Last week, when the Good Food Guide announced it was banning the term ‘gastropub,’ you’ll have heard a small cheer go up from the vicinity of me.
It’s not like the smoke ban, of course. People are still going to use the word. You’re not going to get the food police coming round and banging you up for saying “gastropub.” But it was a bold and refreshing emperor’s-new-clothes moment.
Some of us have for years argued there’s no such thing as a gastropub – just pubs that serve good food. We were drowned out by a buzz that was positive, at least, in drawing attention to the fact that pubs had gone beyond scampi-in-a-basket and serious chefs were coming into the trade.
But too many pubs claimed the name, seeing the chance to add a few quid to their prices. Worse, it encouraged some to go too far down the restaurant route, bringing out the white tablecloths and turning the bar into no more than a service counter.
Rural houses in particular were under pressure to increase their food trade to survive, but many did it at the expense of local drinkers. They put all their quail’s eggs in one spun-sugar basket and lost the very thing that makes a pub a pub.
Smarter operators saw that people like eating in pubs because of the sheer informality of it and the comforting background noise of chatter from the bar. Here was a place you could not only eat well in but relax.

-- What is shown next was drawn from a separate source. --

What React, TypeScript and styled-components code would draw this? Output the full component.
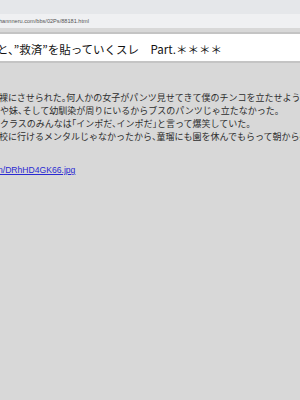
import styled, { createGlobalStyle } from "styled-components";

const Global = createGlobalStyle`
  html, body {
    margin: 0;
    padding: 0;
    background: #d8d8d8;
  }
  body {
    width: 300px;
    height: 400px;
    overflow: hidden;
    font-family: "Noto Sans CJK JP", "Liberation Sans", sans-serif;
  }
`;

const Page = styled.div`
  width: 300px;
  height: 400px;
  overflow: hidden;
  display: flex;
  flex-direction: column;
  background: #d8d8d8;
`;

const Chrome = styled.div`
  height: 14px;
  background: #e5e7ea;
`;

const UrlBar = styled.div`
  height: 14px;
  background: #eff0f2;
  display: flex;
  align-items: center;
  overflow: hidden;
`;

const Url = styled.span`
  font-family: "Liberation Sans", sans-serif;
  font-size: 5.6px;
  color: #555;
  white-space: nowrap;
  margin-left: -1px;
`;

const TitleWrap = styled.div`
  margin-top: 4px;
  border-top: 2px solid #c4c4c4;
  border-bottom: 2px solid #c4c4c4;
  background: #fff;
  height: 31px;
  padding-top: 3px;
  box-sizing: border-box;
  display: flex;
  align-items: center;
  overflow: hidden;
`;

const Title = styled.h1`
  margin: 0 0 0 -3px;
  font-size: 11.5px;
  font-weight: 400;
  color: #111;
  white-space: nowrap;
  font-feature-settings: "halt";
`;

const Post = styled.div`
  padding-top: 28px;
  display: flex;
  flex-direction: column;
  overflow: hidden;
`;

const Line = styled.div<{ $shift?: number }>`
  margin-left: ${(p) => p.$shift ?? 0}px;
  font-size: 9px;
  line-height: 13px;
  color: #2e2e2e;
  white-space: nowrap;
  font-feature-settings: "halt";
`;

const Gap = styled.div`
  height: 21px;
`;

const Link = styled.a`
  margin-left: -2px;
  font-family: "Liberation Sans", sans-serif;
  font-size: 8.6px;
  line-height: 12px;
  color: #2a2ad2;
  text-decoration: underline;
  white-space: nowrap;
`;

export default function App() {
  return (
    <>
      <Global />
      <Page>
        <Chrome />
        <UrlBar>
          <Url>hannneru.com/bbs/02Ps/88181.html</Url>
        </UrlBar>
        <TitleWrap>
          <Title>と、”救済”を貼っていくスレ　Part.＊＊＊＊</Title>
        </TitleWrap>
        <Post>
          <Line $shift={-1}>
            裸にさせられた。何人かの女子がパンツ見せてきて僕のチンコを立たせようとした
          </Line>
          <Line>や妹、そして幼馴染が周りにいるからブスのパンツじゃ立たなかった。</Line>
          <Line>クラスのみんなは「インポだ、インポだ」と言って爆笑していた。</Line>
          <Line $shift={-1}>
            校に行けるメンタルじゃなかったから、童瑠にも園を休んでもらって朝から慰めてもらった。
          </Line>
          <Gap />
          <Link href="#">n/DRhHD4GK66.jpg</Link>
        </Post>
      </Page>
    </>
  );
}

Being a pub, rather than a gastropub, also means you can be more imaginative and flexible about the food you serve. As the Good Food Guide points out, pubs offer everything from bar snacks to a three-course meal without treating the customer any differently. Traditional pub meals mingle with the exotic.
Not least, pubs have made possible the rehabilitation of the scotch egg. “It’s the time of the pub again,” declares Guide editor Elizabeth Carter, perhaps a little too optimistically bearing in mind the present difficulties. But she’s right. We don’t need gastropubs.
A mystery remains, however. Who was it 20 years ago who decided that the Eagle in Farringdon was the first of a new breed? Who called it a gastropub? Come on. Own up.